Let’s consider a simple toy data for NMF. We have three four items: pizza, chicken, burger, and fries with the assumption that fries are always provided with a burger. Therefore, we have logically only three items even though the representation is four dimensional vector.

Note that it requires three items to represent the choice of a user, but four dimensions to represent physical items.

Now, there are multiple users who buy foods that they like.

As the users can buy multiple foods, we can further make a toy matrix with weights.

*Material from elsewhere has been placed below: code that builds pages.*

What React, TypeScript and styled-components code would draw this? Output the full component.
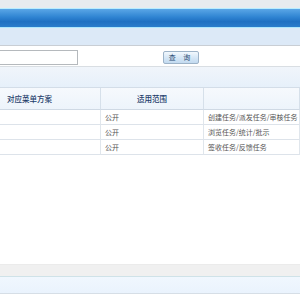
import React from 'react';
import styled, { createGlobalStyle } from 'styled-components';

const GlobalStyle = createGlobalStyle`
    html, body {
        margin: 0;
        padding: 0;
        background: #fff;
        overflow: hidden;
    }
    body {
        font-family: "Noto Sans CJK SC", "DejaVu Sans", sans-serif;
    }
`;

const Page = styled.div`
    display: flex;
    flex-direction: column;
    width: 300px;
    height: 300px;
    overflow: hidden;
`;

const TopStrip = styled.div`
    height: 8px;
    background: #e7ebef;
`;

const TitleBar = styled.div`
    height: 18px;
    border-top: 1px solid #b9ecff;
    border-bottom: 1px solid #aee6fb;
    background: linear-gradient(to bottom, #5aa6e6 0%, #2f84d2 45%, #1f70c2 70%, #2a7ccb 100%);
`;

const SubBar = styled.div`
    height: 17px;
    background: #dce9f7;
    border-bottom: 1px solid #c9ced4;
`;

const SearchRow = styled.div`
    display: flex;
    align-items: center;
    height: 20px;
    background: #fff;
    border-bottom: 1px solid #d9dee3;
`;

const SearchInput = styled.div`
    width: 78px;
    height: 13px;
    margin-left: -2px;
    margin-top: 3px;
    border: 1px solid #b5b9bd;
    background: #fff;
`;

const QueryButton = styled.div`
    display: flex;
    align-items: center;
    justify-content: center;
    width: 34px;
    height: 11px;
    margin-left: 85px;
    margin-top: 3px;
    border: 1px solid #9db3c8;
    border-radius: 2px;
    background: linear-gradient(to bottom, #f2f8fd 0%, #d4e6f6 55%, #c3daf0 100%);
    color: #2a4a72;
    font-size: 7px;
    letter-spacing: 3px;
    line-height: 1;
`;

const ToolBand = styled.div`
    height: 20px;
    background: linear-gradient(to bottom, #f0f5fb, #e6f0fa);
`;

const Table = styled.div`
    display: grid;
    grid-template-columns: 101px 103px 1fr;
    border-top: 1px solid #d3dde8;
`;

const HeadCell = styled.div<{ $align?: string }>`
    height: 21px;
    display: flex;
    align-items: center;
    justify-content: ${p => p.$align || 'flex-start'};
    padding-left: ${p => (p.$align ? '0' : '7px')};
    background: linear-gradient(to bottom, #f6f9fd, #edf4fb);
    border-right: 1px solid #d6e0ea;
    border-bottom: 1px solid #cfd9e4;
    color: #1e3d6b;
    font-size: 7.5px;
    font-weight: 500;
`;

const BodyCell = styled.div`
    height: 14px;
    display: flex;
    align-items: center;
    padding-left: 4px;
    background: #fff;
    border-right: 1px solid #e0e6ec;
    border-bottom: 1px solid #dde3ea;
    color: #555;
    font-size: 7px;
    white-space: nowrap;
    overflow: hidden;
`;

const Spacer = styled.div`
    flex: 1;
`;

const FooterGrey = styled.div`
    height: 11px;
    background: #f0f0f0;
    border-top: 1px solid #ebebeb;
`;

const FooterBlue = styled.div`
    height: 16px;
    border-top: 1px solid #cfe2e8;
    border-bottom: 1px solid #d6dee6;
    background: linear-gradient(to bottom, #f0f7fe, #eaf3fd);
    margin-bottom: 6px;
`;

const rows = [
    { scope: '公开', tasks: '创建任务/派发任务/审核任务' },
    { scope: '公开', tasks: '浏览任务/统计/批示' },
    { scope: '公开', tasks: '签收任务/反馈任务' },
];

const App: React.FC = () => {
    return (
        <Page>
            <GlobalStyle />
            <TopStrip />
            <TitleBar />
            <SubBar />
            <SearchRow>
                <SearchInput />
                <QueryButton>查 询</QueryButton>
            </SearchRow>
            <ToolBand />
            <Table>
                <HeadCell>对应菜单方案</HeadCell>
                <HeadCell $align='center'>适用范围</HeadCell>
                <HeadCell />
                {rows.map((row, index) => (
                    <React.Fragment key={index}>
                        <BodyCell />
                        <BodyCell>{row.scope}</BodyCell>
                        <BodyCell>{row.tasks}</BodyCell>
                    </React.Fragment>
                ))}
            </Table>
            <Spacer />
            <FooterGrey />
            <FooterBlue />
        </Page>
    );
};

export default App;
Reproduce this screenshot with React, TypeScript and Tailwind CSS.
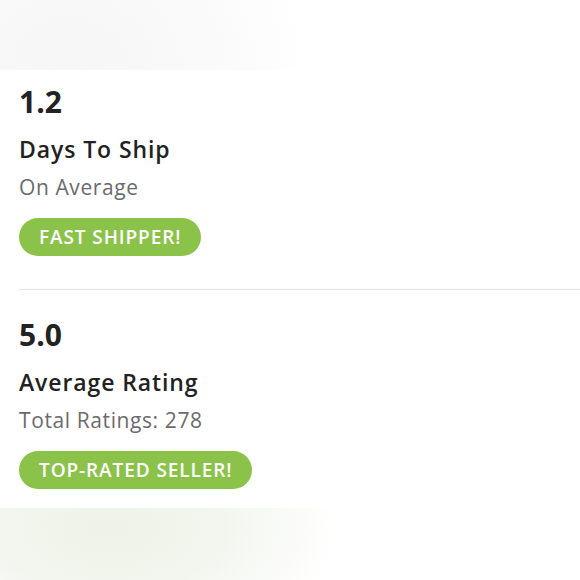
import React from 'react';

const stats = [
  { value: '1.2', title: 'Days To Ship', sub: 'On Average', badge: 'FAST SHIPPER!' },
  { value: '5.0', title: 'Average Rating', sub: 'Total Ratings: 278', badge: 'TOP-RATED SELLER!' },
];

const StatBlock: React.FC<(typeof stats)[number]> = ({ value, title, sub, badge }) => (
  <div className="pl-[19px]">
    <div className="text-[30px] font-bold leading-[36px] text-[#222222]">{value}</div>
    <div className="mt-[14px] text-[23px] font-semibold leading-[30px] tracking-[0.9px] text-[#222222]">{title}</div>
    <div className="mt-[10px] text-[21px] leading-[26px] tracking-[0.6px] text-[#6b6b6b]">{sub}</div>
    <div className="mt-[18px] inline-flex h-[38px] items-center rounded-full bg-[#8bc34a] px-[20px] text-[19px] font-semibold tracking-[0.9px] text-white">
      {badge}
    </div>
  </div>
);

export default function App() {
  return (
    <div className="h-[580px] w-[580px] overflow-hidden bg-white font-['Open_Sans',sans-serif]">
      <div className="h-[70px] bg-[radial-gradient(ellipse_240px_180px_at_70px_60px,#f6f6f6,#fafafa_60%,#ffffff)]" />
      <div className="pt-[14px]">
        <StatBlock {...stats[0]} />
        <div className="ml-[19px] mt-[33px] mb-[27px] h-px bg-[#e6e6e6]" />
        <StatBlock {...stats[1]} />
      </div>
      <div className="mt-[19px] h-[72px] bg-[radial-gradient(ellipse_230px_130px_at_110px_20px,#edf2e6,#f3f6ef_50%,#ffffff)]" />
    </div>
  );
}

\[M = \begin{bmatrix} 1 & 1 & \textcolor{blue}{2} & \textcolor{blue}{2} \\ 1 & 0 & 0 & 0 \\ 1 & 1 & 1 & 1 \\ 1 & 0 & 1 & 1 \\ 0 & 1 & \textcolor{red}{3} & \textcolor{red}{3} \\ 1 & 1 & 0 & 0 \\ \end{bmatrix}\]

We can visualize the matrix with red colors.

NMF Result

When we run the NMF with Sklearn, we have the following result.

\[M = W (\text{weight}) \cdot H (\text{components})\]

We can clearly see that components are one-hot vectors, but the magnitudes of components are not equal to 1. In addition, every component has different magnitude unlike the designed items of our toy food designs. In addition, when we run the algorithm with different seed we have different results.

Run Again…

It suggests that the iterative optimization in Sklearn does not provide a unique solution for NMF. However, we conjecture that correlated features are coupled when matrix is factorized (see burger and fries locations in columns 3 and 4 in component matrix). We can clearly see that two entries are in the same component.

Discussion

There are several questions when I learn NMF.

  1. Are all elements of weights and components matrices zero? [ T / F ]
  2. In which matrix should be encourage sparsity [ W / H / Both ]
  3. Why should we decrease the Frobenius norm?
  4. With permutation and scaling, all NMF results are similar? That is, how many distinct NMF results with permutation and scale invariance.